HP licensing plan aims to cut cost of virtualisation
Make it cheaper for firms to use the Unix operating system
Computing giant HP has changed the way it licenses its HP-UX 11i to make it cheaper for firms to use the Unix operating system's built-in virtualisation features. But HP warned that firms must wait until other software vendors update their licence charges before they can get the full benefit of server virtualisation.
HP has announced a new licensing scheme that charges customers per virtual machine or hardware partition rather than charging them for the server hardware's full complement of CPUs. HP UX is charged on a per-CPU basis.

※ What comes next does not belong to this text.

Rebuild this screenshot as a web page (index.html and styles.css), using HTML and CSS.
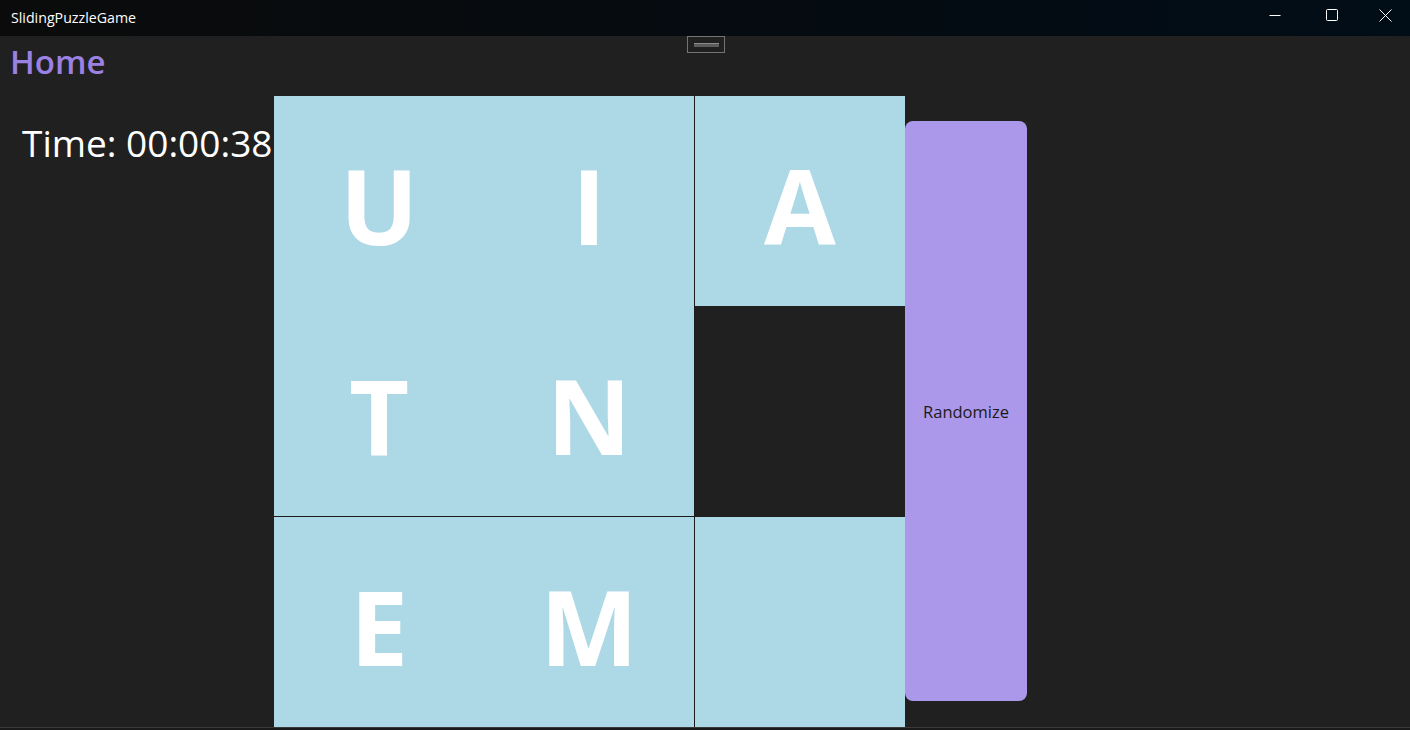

HP enterprise spokesperson Peter Hindle said, "For example, a hardware partition with four cores would incur a charge for four licence units. A virtual partition with two cores would raise a charge for two licence units." Previously the two-core virtual partition would have been billed for four cores - the smallest unit previously available.
HP also announced a new sub-CPU virtualisation capability that means a virtual machine (VM) can now be allocated 1/20th or more of a single CPU. Previously the least amount of CPU resource that could be allocated to a VM by HP-UX was a single CPU. The news means firms could squeeze many more VMs into a system.
However, automatic workload management tools running in HP-UX could also be used to allocate a bigger share of the available CPUs to a VM when it is busy. It is not yet clear exactly how firms would be charged for this shifting use of CPUs, but Hindle promised firms would not be penalised. "The idea is that when you use virtualisation you won't be charged more than you otherwise would have been."
But typical licence charges from HP and other vendors for HP-UX applications used in virtualised environments are not yet clear, leaving businesses in some doubt about how to proceed. "You don't get the full benefits of virtualistion until the licensing issue is resolved," Hindle added.